When Clayton was  a child, both his parents were keen gardeners. One night whilst he was getting ready to go to bed. His curtains had been firmly drawn as not to emit the slightest sliver of moonlight.  Suddenly,  a thud, like a propeller whirling and then unfurling caused him to twinge on the surface of his conscious awareness. Fortunately, he was too tired to believe in ghostly bedsheets and fell asleep more or less instantly. On awakening the next morning , once he had opened his curtains, he saw his Dad lift a Dead crow from the flowerbed. The crow must have mistaken the windows reflection for trees. It was only when  Clayton sensed a connection of leaving the pain of his own physical body to a realm of infinite reality that he begged his Dad to give the crow an organised burial. However, during the crows burial, Clayton sensed a an attack of necrophobia, and not necessarily because of the Crows corpse. When Clayton peered down the hole that had been freshly dug up , he witnessed the sparks of the missing pebbles rotating like the patterns of a kaleidoscope  in the trick of the stark morning sunlight.
 
Whilst Clayton swept the shops floor, he would bottle up the panic attacks that were brought on by his health condition, as well as the fear of sweeping any mortal shells that would jump out and twist his arm even further.
 
A sales assistant who actually seemed to trust Claytons clinical sweeping work, told him that a customer, who was waiting for the shop to open, had a found a dead sparrow lying just outside the shops front,  upon the pavement. Clayton was then instructed to dispose of the corpse in the nearest bin.  Clayton feared losing his job , if he did not carry out this rather sickening task.

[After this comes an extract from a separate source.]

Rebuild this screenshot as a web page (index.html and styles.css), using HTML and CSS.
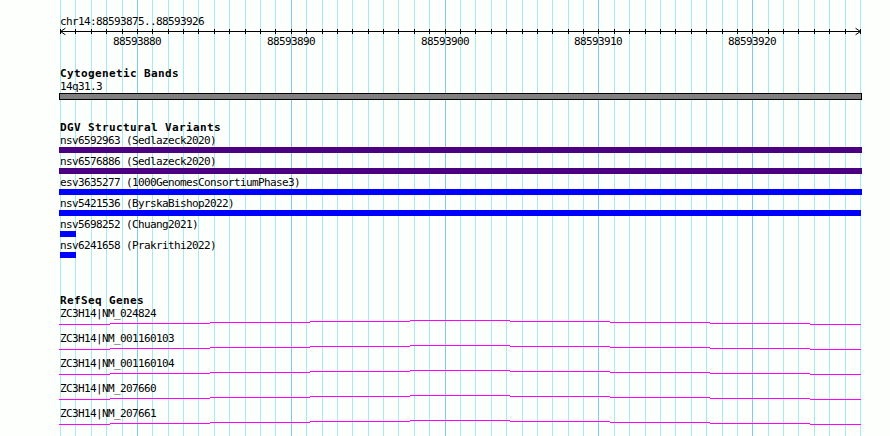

Clayton did not want to pick up the bird with his bare hands. He therefore, found a dustpan and brush to put the once live sparrow into. When Clayton  found the sparrow, he was struck by how peaceful the little thing looked. It was as if the Sparrow passed over with a gentle smile on its face.
 
Clayton was at the time of his Mums passing,  too upset and traumatised to attend her  funeral. However, now , as he attempted to clear away the fallen sparrow, across the road from the shop, beside a car park, a flowerbed seemed to magically appear. Clayton said a prayer and gently dug a hole with his right hand and then tipped the fallen sparrow into the dark emptiness of the ground, that gradually lit up with a ray of sunshine looping around some treetops.  Clayton could almost step into the peace and quiet of life after life in the ripple of his consciousness.